As Father Flynn opens his first sermon with a question that insinuates doubt, by asking “What do you do when you’re not sure?” (p. 1939) I believe he is also asking the congregation to open their minds up to the fearful thoughts of someone who is isolated and doesn’t know where to turn for the right answer, because everything they have been taught has now brought them to a desperate and questionable place in their lives. He is seeking to bring them together even when they do not understand someone or a situation. He suggests despair can describe a type of doubt, and in despair, “Your bond with your fellow beings was your despair.” (p. 1939) The fear of doubt can isolate someone and seeking approval or guidance can be difficult when someone feels they are alone. He uses the example of “You seeing the world through a window. On the one side of the glass: happy, untroubled people. On the other side: you.” It is a difficult thing to hit a point in life and question everything you have ever been taught. The person that is growing into an individual with opinion and preferences is gradually realizing that the world isn’t black and white. There are rules that we follow in society or in a church community and as strict as those rules could be followed the human instinct to follow preference in life becomes more important.
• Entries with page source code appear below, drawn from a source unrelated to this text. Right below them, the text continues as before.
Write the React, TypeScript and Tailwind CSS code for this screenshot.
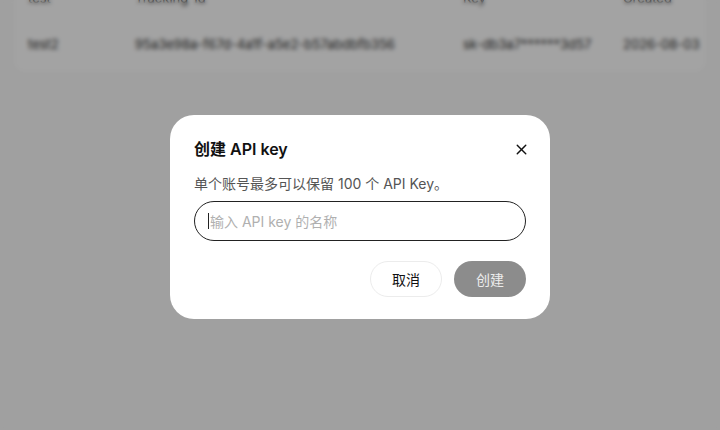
import React from 'react';
import { X } from 'lucide-react';

const ROWS = [
  { name: 'test', id: 'Tracking-Id', key: 'Key', date: 'Created' },
  { name: 'test2', id: '95a3e98a-f67d-4a1f-a5e2-b57abdbfb356', key: 'sk-db3a7******3d57', date: '2026-08-03' },
];

export default function App() {
  return (
    <div
      className="relative w-[720px] h-[430px] overflow-hidden bg-[#fafafa]"
      style={{ fontFamily: 'Inter, "Noto Sans CJK SC", sans-serif' }}
    >
      {/* Page behind the dialog (scrolled, first row partly off-screen) */}
      <div className="mx-[14px] -mt-[24px] rounded-xl bg-white pb-[4px]">
        {ROWS.map((r) => (
          <div key={r.name} className="flex items-center h-[46px] text-[13px] text-[#333]">
            <span className="w-[121px] pl-[14px]">{r.name}</span>
            <span className="w-[328px]">{r.id}</span>
            <span className="w-[160px]">{r.key}</span>
            <span>{r.date}</span>
          </div>
        ))}
      </div>

      {/* Overlay */}
      <div className="absolute inset-0 bg-black/[0.36] backdrop-blur-[2px] flex items-center justify-center">
        <div className="w-[380px] rounded-[24px] bg-white px-[24px] pt-[22px] pb-[22px] mt-[4px]">
          <div className="flex items-center justify-between">
            <h2 className="text-[16px] font-semibold text-[#111]">创建 API key</h2>
            <button className="w-[17px] h-[17px] flex items-center justify-center -mr-[4px] text-[#111]">
              <X className="w-[17px] h-[17px]" strokeWidth={2} />
            </button>
          </div>
          <p className="mt-[12px] text-[14px] text-[#555]">单个账号最多可以保留 100 个 API Key。</p>
          <div className="mt-[7px] h-[40px] rounded-full border border-[#222] flex items-center pl-[13px] pr-4">
            <span className="w-px h-[16px] bg-[#222] mr-px" />
            <span className="text-[14px] text-[#b0b0b0]">输入 API key 的名称</span>
          </div>
          <div className="mt-[20px] flex justify-end gap-[12px]">
            <button className="w-[72px] h-[36px] rounded-full border border-[#ececec] bg-white text-[14px] text-[#111]">
              取消
            </button>
            <button className="w-[72px] h-[36px] rounded-full bg-[#8c8c8c] text-[14px] text-[#ececec]">
              创建
            </button>
          </div>
        </div>
      </div>
    </div>
  );
}
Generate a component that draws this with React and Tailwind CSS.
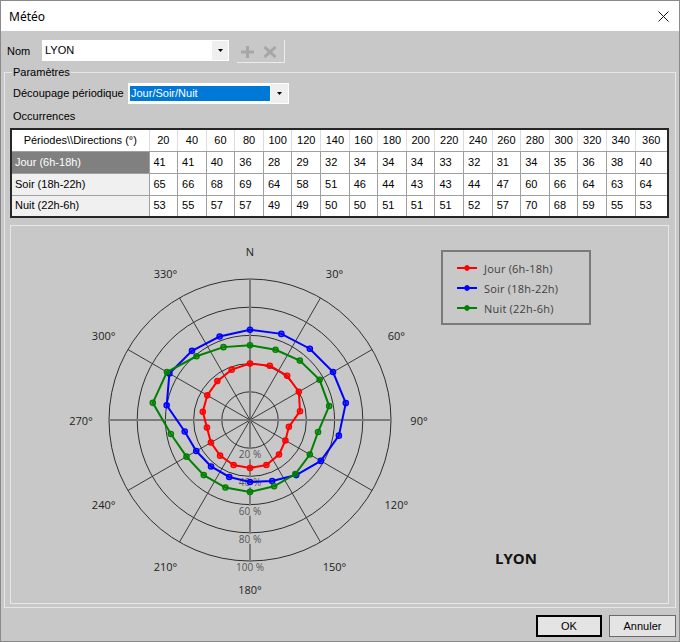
import React from 'react';

const DIRS = [20, 40, 60, 80, 100, 120, 140, 160, 180, 200, 220, 240, 260, 280, 300, 320, 340, 360];
const SERIES = [
  { name: 'Jour (6h-18h)', color: '#ff0000', vals: [41, 41, 40, 36, 28, 29, 32, 34, 34, 34, 33, 32, 31, 34, 35, 36, 38, 40] },
  { name: 'Soir (18h-22h)', color: '#0000ff', vals: [65, 66, 68, 69, 64, 58, 51, 46, 44, 43, 43, 44, 47, 60, 66, 64, 63, 64] },
  { name: 'Nuit (22h-6h)', color: '#008000', vals: [53, 55, 57, 57, 49, 49, 50, 50, 51, 51, 51, 52, 57, 70, 68, 59, 55, 53] },
];

function Arrow() {
  return (
    <svg width="5" height="3" viewBox="0 0 5 3">
      <path d="M0 0H5L2.5 3Z" fill="#000" />
    </svg>
  );
}

function Chart() {
  const cx = 250, cy = 421, k = 1.41;
  const rad = (a) => (a * Math.PI) / 180;
  const P = (a, r) => [cx + r * Math.sin(rad(a)), cy - r * Math.cos(rad(a))];
  const angles = Array.from({ length: 12 }, (_, i) => i * 30);
  const degLabels = [
    [0, 'N'], [30, '30°'], [60, '60°'], [90, '90°'], [120, '120°'], [150, '150°'],
    [180, '180°'], [210, '210°'], [240, '240°'], [270, '270°'], [300, '300°'], [330, '330°'],
  ];
  return (
    <svg width="657" height="377" viewBox="11 227 657 377" className="block">
      {[20, 40, 60, 80, 100].map((p) => (
        <circle key={p} cx={cx} cy={cy} r={k * p} fill="none" stroke="#2e2e2e" strokeWidth="1" />
      ))}
      {angles.map((a) => {
        const [x, y] = P(a, k * 100);
        const axis = a % 90 === 0;
        return (
          <line key={a} x1={cx} y1={cy} x2={x} y2={y} stroke={axis ? '#7c7c7c' : '#3a3a3a'} strokeWidth={axis ? 2 : 1} />
        );
      })}
      {[20, 40, 60, 80, 100].map((p) => {
        const t = `${p} %`;
        const w = t.length * 5.6;
        const y = cy + k * p + 6;
        return (
          <g key={p}>
            <rect x={cx - w / 2} y={y - 5} width={w} height={10} fill="#c8c8c8" />
            <text x={cx} y={y} textAnchor="middle" dominantBaseline="central" fontSize="10" fill="#555" fontFamily="'Open Sans', sans-serif">{t}</text>
          </g>
        );
      })}
      {degLabels.map(([a, t]) => {
        const [x, y] = P(a, 169);
        return (
          <text key={a} x={x} y={y} textAnchor="middle" dominantBaseline="central" fontSize="11" fill="#222" fontFamily="'Open Sans', sans-serif">{t}</text>
        );
      })}
      {SERIES.map((s) => {
        const pts = DIRS.map((d, i) => P(d, k * s.vals[i]));
        return (
          <g key={s.name}>
            <polygon points={pts.map((p) => p.join(',')).join(' ')} fill="none" stroke={s.color} strokeWidth="2" />
            {pts.map(([x, y], i) => (
              <circle key={i} cx={x} cy={y} r="2.6" fill={s.color} fillOpacity="0.55" stroke={s.color} strokeWidth="1.4" />
            ))}
          </g>
        );
      })}
      <rect x="442" y="252" width="148" height="73" fill="none" stroke="#7a7a7a" strokeWidth="2" />
      {SERIES.map((s, i) => {
        const y = 269 + i * 20;
        return (
          <g key={s.name}>
            <line x1="457" y1={y} x2="477" y2={y} stroke={s.color} strokeWidth="2" />
            <circle cx="467" cy={y} r="2.4" fill={s.color} stroke={s.color} strokeWidth="1" />
            <text x="484" y={y} dominantBaseline="central" fontSize="11" fill="#404040" letterSpacing="0.2" fontFamily="'Open Sans', sans-serif">{s.name}</text>
          </g>
        );
      })}
      <text x="516" y="559" textAnchor="middle" dominantBaseline="central" fontSize="15" fontWeight="bold" fill="#111" fontFamily="'Open Sans', sans-serif">LYON</text>
    </svg>
  );
}

export default function App() {
  return (
    <div className="w-[680px] h-[642px] border border-[#8a8a8a] bg-[#c8c8c8] flex flex-col font-['Liberation_Sans',Arial,sans-serif] text-[11px] text-black leading-[13px]">
      {/* Title bar */}
      <div className="h-[30px] shrink-0 bg-white flex items-center justify-between pl-[8px] pr-[10px] font-['Noto_Sans',sans-serif] text-[12px]">
        <span>Météo</span>
        <svg width="11" height="11" viewBox="0 0 11 11">
          <path d="M0.5 0.5L10.5 10.5M10.5 0.5L0.5 10.5" stroke="#111" strokeWidth="1" />
        </svg>
      </div>

      {/* Nom row */}
      <div className="flex items-center h-[23px] mt-[9px] ml-[6px]">
        <span className="w-[35px]">Nom</span>
        <div className="self-start flex h-[21px] w-[187px] bg-white">
          <div className="flex-1 flex items-center pl-[3px]">LYON</div>
          <div className="w-[16px] my-[1px] mr-[1px] bg-[#efefef] flex items-center justify-center">
            <Arrow />
          </div>
        </div>
        <div className="ml-[8px] w-[48px] h-[23px] border-r border-b border-[#ececec] flex items-center gap-[9px] pl-[4px] pt-[1px]">
          <svg width="13" height="12" viewBox="0 0 13 12">
            <rect x="0" y="4.5" width="13" height="3" fill="#a6a6a6" />
            <rect x="5" y="0" width="3" height="12" fill="#a6a6a6" />
          </svg>
          <svg width="14" height="12" viewBox="0 0 14 12">
            <path d="M1.5 1L12.5 11M12.5 1L1.5 11" stroke="#a6a6a6" strokeWidth="3" />
          </svg>
        </div>
      </div>

      {/* Paramètres group */}
      <fieldset className="mx-[3px] mt-[3px] border border-[#e6e6e6] pb-[3px]">
        <legend className="ml-[7px] px-[1px] leading-[13px]">Paramètres</legend>
        <div className="px-[5px]">
          <div className="flex items-center mt-[4px] ml-[3px] h-[21px]">
            <span className="w-[115px]">Découpage périodique</span>
            <div className="flex h-[21px] w-[161px] bg-white">
              <div className="flex-1 my-[3px] ml-[2px] mr-[1px] bg-[#0078d7] text-white flex items-center pl-[1px]">Jour/Soir/Nuit</div>
              <div className="w-[17px] my-[1px] mr-[1px] bg-[#efefef] flex items-center justify-center">
                <Arrow />
              </div>
            </div>
          </div>
          <div className="ml-[3px] mt-[6px] h-[13px]">Occurrences</div>
          <table className="mt-[5px] w-[659px] border-collapse table-fixed border-2 border-[#262626]">
            <colgroup>
              <col className="w-[138px]" />
              {DIRS.slice(0, 17).map((d) => (
                <col key={d} className="w-[28.6px]" />
              ))}
              <col />
            </colgroup>
            <thead>
              <tr className="h-[22px] bg-white">
                <th className="font-normal text-center border-b border-r border-b-[#a0a0a0] border-r-[#dcdcdc] p-0">{'Périodes\\\\Directions (°)'}</th>
                {DIRS.map((d) => (
                  <th key={d} className="font-normal text-center border-b border-r border-b-[#a0a0a0] border-r-[#dcdcdc] p-0">{d}</th>
                ))}
              </tr>
            </thead>
            <tbody>
              {SERIES.map((s, ri) => (
                <tr key={s.name} className="h-[22px]">
                  <td className={ri === 0 ? 'bg-[#808080] text-white pl-[3px] border border-[#a0a0a0] whitespace-nowrap' : 'bg-[#f0f0f0] pl-[3px] border border-[#a0a0a0] whitespace-nowrap'}>{s.name}</td>
                  {s.vals.map((v, i) => (
                    <td key={i} className="bg-white pl-[4px] border border-[#a0a0a0]">{v}</td>
                  ))}
                </tr>
              ))}
            </tbody>
          </table>
          <div className="mt-[7px] w-[659px] h-[379px] border border-[#e8e8e8]">
            <Chart />
          </div>
        </div>
      </fieldset>

      {/* Buttons */}
      <div className="mt-auto mb-[4px] flex justify-end gap-[7px] mr-[3px]">
        <button className="w-[66px] h-[22px] border-2 border-black bg-[#e4e4e4] text-[11px]">OK</button>
        <button className="w-[67px] h-[22px] border border-[#6a6a6a] bg-[#e4e4e4] text-[11px]">Annuler</button>
      </div>
    </div>
  );
}
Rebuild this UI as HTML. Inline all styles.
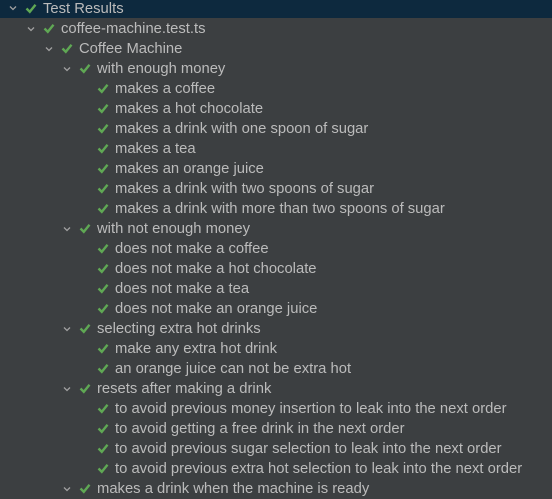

However, the fear of going against something that has always been taught to be the only way to achieve something in life or be successful in life can lead us back to the beginning. Where our roots began, which in this case Father Flynn uses the example in his first sermon where he says, “being of nautical discipline, turned his eyes to the heavens and read the stars.” (p.1939) At the moment that there is no clarity in the decisions that can be made in life the seriousness of doubting everything someone knows becomes so scary that they don’t know what to do after starting from the beginning and still not getting results. When Father Flynn addresses that the sailor,” thought he was on course but there was no way to be certain”,(p.1939) the sailor is left in a state of doubt not only because there was no definitive way to be sure he was on the right path but also further questioning the thought process behind following stars and how reliable it truly was. Throughout doubting, unlike in the sailor’s case, Father Flynn encourages that bonding and not turning away from those who doubt circumstances in life is more gratifying than leaving one person isolated. The support, even if it is just one person, as we later see in the play, can be enough reassurance for someone to restore their faith, or make it through a difficult time.

In Father Flynn’s second sermon there is no question about what and who he is addressing. The play has now escalated to confrontation about assumptions, and with those assumptions there have been many displays of doubt that is trying to be proven by Sister Aloysius. She believes that Father Flynn is a child molester and a certain child has been targeted because of his circumstances. He is very clear about this when he opens his sermon saying, “A woman was gossiping with a friend about a man she hardly knew.” (p.1955) Sister Aloysius has made very serious accusations about Father Flynn and he recognizes that her determination and the doubtfulness of the evidence that could go in his favor or against him put him in such a negative predicament that he has to protect himself. Not only does he now doubt her and her judgment of people because she does not see him for who is really is and trust him, but he now sees that she does not really know who he is as a person.

He foreshadows Sister Aloysius’ doubt in this next comment from the sermon saying, “She was immediately seized with an overwhelming sense of guilt,”(p.1956) when she had a dream that the hand of God appeared over her and pointed down on her. Immediately the woman starts to doubt that she has been following the right path and God’s word and has to ask, “Is gossiping a sin?”(p.1956) This is something as Christian that anyone should know however the woman needs confirmation. Father Flynn later states that through gossip this woman has, “played fast and loose with his reputation, and you should be heartily ashamed!” Sister Aloysius could seriously ruin Father Flynn’s reputation which he recognized immediately. She had no concern for him so she did not care what she said about him and how it could affect him and his reputation or even the truth of the matter she was trying to resolve.

As a result of Sister Aloysius’ determination to get rid of Father Flynn not only does she not get the answers she needed to be sure of his behavior, she can only wonder that with his new promotion and new placement still in the priesthood that she could have been very wrong. Or maybe that she was right and he just knows how to work the system. Either way she still ends the play with doubt of her beliefs as Father Flynn continues on without doubt that he did well and handled the situation as best that he could.

Work Cited
Shanley, John Patrick. Doubt: A Parable. Meyer, Michael. The Bedford Introduction to Literature: Reading, Thinking, Writing. 9th Ed. Boston: Bedford/St. Martin’s. 1938-1969.